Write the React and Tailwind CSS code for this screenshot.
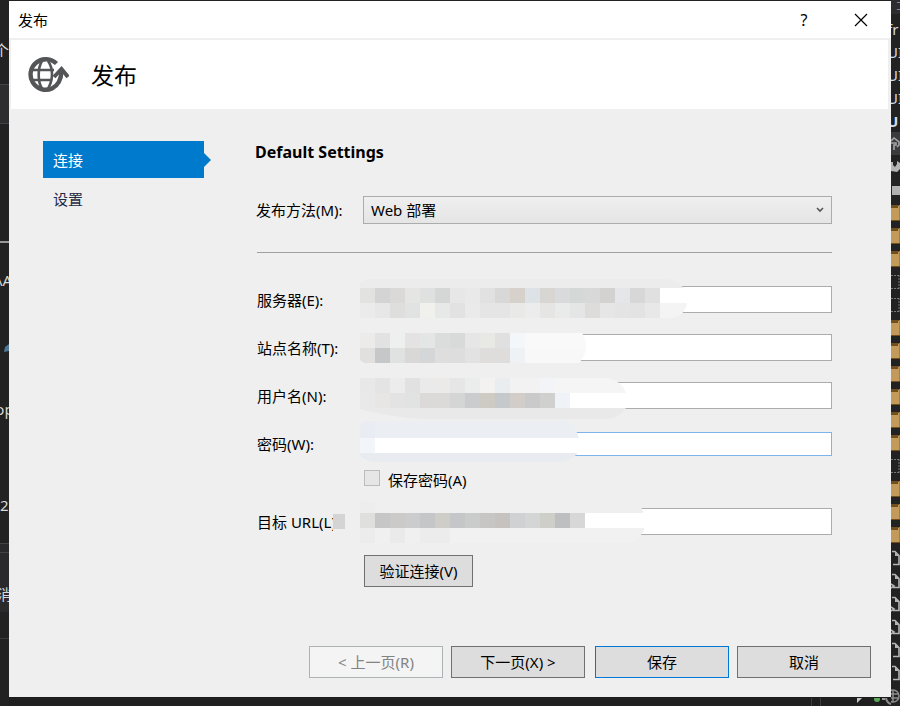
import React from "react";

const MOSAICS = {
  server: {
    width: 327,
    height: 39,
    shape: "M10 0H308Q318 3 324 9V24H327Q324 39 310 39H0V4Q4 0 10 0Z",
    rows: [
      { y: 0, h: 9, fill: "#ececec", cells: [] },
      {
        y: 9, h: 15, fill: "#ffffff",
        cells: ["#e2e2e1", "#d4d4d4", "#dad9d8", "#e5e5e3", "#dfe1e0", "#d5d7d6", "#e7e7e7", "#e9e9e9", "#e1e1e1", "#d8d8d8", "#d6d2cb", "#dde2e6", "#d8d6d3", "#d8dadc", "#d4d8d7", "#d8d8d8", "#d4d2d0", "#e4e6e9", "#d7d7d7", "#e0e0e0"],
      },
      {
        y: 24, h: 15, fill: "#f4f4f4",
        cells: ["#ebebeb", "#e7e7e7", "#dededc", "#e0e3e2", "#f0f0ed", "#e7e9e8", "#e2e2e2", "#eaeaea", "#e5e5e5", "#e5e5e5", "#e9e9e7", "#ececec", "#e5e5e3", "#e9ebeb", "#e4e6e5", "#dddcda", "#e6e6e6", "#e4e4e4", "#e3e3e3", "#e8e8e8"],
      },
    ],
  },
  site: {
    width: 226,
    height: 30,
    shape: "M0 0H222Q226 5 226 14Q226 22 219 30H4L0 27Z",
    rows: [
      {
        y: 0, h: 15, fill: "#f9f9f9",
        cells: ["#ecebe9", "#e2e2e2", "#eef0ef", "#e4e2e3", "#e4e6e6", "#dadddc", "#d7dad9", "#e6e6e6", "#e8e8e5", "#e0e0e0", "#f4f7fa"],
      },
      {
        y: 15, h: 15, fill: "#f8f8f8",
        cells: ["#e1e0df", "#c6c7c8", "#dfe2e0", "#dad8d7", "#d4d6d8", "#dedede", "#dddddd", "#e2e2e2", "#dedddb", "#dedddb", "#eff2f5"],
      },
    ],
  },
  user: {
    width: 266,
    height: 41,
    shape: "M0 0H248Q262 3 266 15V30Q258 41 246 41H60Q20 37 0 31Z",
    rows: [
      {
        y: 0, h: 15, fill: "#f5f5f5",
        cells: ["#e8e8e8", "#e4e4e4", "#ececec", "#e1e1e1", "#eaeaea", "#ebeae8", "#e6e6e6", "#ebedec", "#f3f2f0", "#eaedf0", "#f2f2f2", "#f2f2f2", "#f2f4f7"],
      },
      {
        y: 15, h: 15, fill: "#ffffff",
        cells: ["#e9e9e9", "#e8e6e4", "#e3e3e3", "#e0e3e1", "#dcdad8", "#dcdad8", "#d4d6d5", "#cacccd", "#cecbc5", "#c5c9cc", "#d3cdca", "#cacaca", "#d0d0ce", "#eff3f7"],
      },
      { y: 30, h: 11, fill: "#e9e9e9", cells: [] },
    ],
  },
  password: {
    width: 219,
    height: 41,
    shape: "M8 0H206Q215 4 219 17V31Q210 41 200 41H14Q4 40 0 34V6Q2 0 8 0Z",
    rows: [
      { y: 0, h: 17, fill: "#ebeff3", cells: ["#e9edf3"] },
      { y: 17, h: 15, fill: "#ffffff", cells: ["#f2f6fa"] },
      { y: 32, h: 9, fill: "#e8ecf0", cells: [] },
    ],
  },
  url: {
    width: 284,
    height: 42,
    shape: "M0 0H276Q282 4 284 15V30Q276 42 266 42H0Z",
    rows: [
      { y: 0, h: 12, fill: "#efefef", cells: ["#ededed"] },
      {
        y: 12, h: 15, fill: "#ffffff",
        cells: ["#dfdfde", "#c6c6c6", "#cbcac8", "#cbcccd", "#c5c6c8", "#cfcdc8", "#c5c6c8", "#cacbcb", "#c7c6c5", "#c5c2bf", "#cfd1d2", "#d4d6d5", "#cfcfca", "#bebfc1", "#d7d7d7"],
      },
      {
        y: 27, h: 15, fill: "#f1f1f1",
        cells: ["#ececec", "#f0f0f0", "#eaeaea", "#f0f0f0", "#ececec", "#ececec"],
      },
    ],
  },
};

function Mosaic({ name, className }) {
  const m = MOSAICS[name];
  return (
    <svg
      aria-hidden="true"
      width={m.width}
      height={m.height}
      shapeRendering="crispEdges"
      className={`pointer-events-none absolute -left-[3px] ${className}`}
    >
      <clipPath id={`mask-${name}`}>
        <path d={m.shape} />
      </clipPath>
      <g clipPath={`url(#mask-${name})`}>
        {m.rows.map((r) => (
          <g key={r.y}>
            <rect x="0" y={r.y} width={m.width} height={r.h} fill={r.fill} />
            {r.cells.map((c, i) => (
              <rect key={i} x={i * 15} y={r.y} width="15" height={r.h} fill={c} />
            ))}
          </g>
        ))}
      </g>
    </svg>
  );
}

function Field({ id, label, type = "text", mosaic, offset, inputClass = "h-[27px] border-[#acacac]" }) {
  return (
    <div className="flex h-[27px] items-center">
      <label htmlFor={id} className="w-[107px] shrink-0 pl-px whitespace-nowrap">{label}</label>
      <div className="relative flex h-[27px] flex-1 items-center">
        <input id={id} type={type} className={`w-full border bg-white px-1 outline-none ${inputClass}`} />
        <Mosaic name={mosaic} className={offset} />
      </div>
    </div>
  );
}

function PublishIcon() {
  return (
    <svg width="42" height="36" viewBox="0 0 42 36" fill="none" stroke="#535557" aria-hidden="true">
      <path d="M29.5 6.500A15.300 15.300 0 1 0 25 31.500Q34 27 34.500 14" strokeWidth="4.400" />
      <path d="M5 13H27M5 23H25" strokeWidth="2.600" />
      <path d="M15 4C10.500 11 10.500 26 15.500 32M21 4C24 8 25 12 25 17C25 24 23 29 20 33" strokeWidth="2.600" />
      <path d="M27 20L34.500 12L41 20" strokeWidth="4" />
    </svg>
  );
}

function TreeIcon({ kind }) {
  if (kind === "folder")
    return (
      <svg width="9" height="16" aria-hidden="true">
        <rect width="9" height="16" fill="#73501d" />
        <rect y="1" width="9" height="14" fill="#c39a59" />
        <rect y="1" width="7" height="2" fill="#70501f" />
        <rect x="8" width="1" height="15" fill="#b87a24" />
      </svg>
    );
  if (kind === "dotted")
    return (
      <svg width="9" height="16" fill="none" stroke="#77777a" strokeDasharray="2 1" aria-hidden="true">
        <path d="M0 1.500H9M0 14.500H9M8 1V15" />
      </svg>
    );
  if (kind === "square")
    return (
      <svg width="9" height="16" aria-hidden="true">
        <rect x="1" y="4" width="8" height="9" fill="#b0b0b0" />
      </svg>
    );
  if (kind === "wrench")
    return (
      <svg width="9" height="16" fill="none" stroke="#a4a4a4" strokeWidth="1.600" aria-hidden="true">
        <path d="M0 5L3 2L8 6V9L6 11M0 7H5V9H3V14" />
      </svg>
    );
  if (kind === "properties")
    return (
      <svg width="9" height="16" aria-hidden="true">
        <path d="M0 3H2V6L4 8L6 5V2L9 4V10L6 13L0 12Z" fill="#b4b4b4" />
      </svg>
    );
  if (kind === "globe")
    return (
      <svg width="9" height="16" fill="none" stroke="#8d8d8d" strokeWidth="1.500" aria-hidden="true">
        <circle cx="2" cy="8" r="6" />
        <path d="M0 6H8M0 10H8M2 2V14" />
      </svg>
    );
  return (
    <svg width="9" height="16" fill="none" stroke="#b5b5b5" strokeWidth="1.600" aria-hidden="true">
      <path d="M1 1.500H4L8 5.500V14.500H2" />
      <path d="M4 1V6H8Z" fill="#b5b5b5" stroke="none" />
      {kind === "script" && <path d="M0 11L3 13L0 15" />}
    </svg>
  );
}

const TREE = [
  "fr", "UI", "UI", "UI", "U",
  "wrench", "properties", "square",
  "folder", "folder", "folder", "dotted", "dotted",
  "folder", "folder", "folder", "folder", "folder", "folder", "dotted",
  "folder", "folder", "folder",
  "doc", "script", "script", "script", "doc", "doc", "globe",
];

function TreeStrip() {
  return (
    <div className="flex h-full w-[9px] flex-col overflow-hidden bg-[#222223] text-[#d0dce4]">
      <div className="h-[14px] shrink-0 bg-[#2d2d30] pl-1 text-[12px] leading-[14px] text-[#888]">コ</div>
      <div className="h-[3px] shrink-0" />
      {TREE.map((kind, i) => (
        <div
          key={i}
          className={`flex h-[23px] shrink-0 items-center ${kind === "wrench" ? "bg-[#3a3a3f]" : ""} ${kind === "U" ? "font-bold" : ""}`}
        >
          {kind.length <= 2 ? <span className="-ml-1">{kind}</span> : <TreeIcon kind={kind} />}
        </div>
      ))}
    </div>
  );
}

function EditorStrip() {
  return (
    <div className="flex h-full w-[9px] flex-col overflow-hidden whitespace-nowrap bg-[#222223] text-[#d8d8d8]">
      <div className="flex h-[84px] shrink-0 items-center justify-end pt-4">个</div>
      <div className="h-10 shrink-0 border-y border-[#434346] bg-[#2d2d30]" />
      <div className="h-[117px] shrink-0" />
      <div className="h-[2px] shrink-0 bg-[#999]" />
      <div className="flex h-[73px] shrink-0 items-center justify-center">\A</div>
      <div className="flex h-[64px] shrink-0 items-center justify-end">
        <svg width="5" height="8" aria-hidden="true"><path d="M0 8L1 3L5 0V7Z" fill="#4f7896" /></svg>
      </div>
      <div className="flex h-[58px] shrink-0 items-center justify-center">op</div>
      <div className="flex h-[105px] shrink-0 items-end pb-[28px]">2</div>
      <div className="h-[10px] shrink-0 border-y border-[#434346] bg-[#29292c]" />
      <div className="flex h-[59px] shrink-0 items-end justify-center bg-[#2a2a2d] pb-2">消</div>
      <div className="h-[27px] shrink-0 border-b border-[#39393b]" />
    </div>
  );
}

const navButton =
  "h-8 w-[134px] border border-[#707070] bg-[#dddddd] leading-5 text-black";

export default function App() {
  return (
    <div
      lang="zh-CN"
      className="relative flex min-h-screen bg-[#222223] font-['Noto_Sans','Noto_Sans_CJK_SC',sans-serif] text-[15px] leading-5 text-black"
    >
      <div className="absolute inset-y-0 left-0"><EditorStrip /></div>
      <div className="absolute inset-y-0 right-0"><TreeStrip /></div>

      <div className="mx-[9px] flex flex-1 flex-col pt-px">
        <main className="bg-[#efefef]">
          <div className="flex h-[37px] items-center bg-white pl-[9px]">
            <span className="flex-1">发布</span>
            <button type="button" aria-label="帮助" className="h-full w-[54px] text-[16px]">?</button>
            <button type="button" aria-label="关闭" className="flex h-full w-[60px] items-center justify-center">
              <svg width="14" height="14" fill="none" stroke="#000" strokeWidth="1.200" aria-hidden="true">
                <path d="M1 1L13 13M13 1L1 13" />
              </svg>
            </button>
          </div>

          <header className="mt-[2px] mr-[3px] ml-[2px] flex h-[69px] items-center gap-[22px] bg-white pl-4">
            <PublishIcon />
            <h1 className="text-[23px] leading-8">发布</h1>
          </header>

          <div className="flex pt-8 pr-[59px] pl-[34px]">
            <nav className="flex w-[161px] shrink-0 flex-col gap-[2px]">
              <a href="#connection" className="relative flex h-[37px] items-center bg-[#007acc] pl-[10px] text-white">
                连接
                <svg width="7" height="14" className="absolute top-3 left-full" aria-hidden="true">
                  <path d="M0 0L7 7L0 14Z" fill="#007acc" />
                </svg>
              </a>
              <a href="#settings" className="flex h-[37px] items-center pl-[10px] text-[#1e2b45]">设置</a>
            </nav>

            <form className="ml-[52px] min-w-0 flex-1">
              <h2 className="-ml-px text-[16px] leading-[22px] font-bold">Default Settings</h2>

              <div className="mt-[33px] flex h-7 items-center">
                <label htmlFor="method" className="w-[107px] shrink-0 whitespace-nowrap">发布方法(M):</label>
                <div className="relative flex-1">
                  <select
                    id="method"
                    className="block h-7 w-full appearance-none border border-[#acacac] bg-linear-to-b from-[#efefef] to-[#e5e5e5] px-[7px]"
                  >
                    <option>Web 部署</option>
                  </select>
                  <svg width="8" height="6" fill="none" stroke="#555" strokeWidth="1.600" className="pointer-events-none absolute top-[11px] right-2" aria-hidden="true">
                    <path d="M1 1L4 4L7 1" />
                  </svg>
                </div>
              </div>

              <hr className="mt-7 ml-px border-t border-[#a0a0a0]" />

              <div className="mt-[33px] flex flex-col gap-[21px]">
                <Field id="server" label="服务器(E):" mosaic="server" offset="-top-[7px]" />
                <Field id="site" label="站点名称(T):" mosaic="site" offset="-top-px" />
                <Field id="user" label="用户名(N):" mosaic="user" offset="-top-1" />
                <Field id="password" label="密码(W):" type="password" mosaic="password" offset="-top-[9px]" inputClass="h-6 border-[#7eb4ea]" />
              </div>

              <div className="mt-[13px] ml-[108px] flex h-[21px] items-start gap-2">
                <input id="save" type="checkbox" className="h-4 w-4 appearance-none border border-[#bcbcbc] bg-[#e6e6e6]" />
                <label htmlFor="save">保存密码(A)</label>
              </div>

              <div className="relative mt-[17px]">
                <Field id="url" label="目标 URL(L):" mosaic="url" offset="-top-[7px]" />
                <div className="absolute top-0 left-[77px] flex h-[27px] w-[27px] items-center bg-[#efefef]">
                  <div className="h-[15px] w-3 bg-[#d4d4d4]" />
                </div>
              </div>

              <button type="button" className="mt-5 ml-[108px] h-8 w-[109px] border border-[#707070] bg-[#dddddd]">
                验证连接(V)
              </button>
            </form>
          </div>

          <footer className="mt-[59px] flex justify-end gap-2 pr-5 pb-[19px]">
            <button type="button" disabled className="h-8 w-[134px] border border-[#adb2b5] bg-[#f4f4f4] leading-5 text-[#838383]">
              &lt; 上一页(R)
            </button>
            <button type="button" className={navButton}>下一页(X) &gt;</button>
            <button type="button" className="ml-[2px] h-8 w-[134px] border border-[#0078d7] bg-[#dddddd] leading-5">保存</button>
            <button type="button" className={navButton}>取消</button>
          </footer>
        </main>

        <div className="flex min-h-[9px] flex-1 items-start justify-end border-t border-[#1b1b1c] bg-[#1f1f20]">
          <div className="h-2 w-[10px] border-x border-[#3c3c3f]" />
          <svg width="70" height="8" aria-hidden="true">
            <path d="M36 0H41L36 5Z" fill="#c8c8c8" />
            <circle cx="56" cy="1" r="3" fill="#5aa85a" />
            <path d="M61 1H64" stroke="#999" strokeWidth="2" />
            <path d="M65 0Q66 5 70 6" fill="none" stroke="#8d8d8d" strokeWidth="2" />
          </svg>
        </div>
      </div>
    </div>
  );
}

● YOUR OBJECTIVE
Starting at the top of the listing above, please restate word for word each line up to and including the one that holds "import React from", omitting every image.

● RESULT OF THIS TASK
Write the React and Tailwind CSS code for this screenshot.
import React from "react";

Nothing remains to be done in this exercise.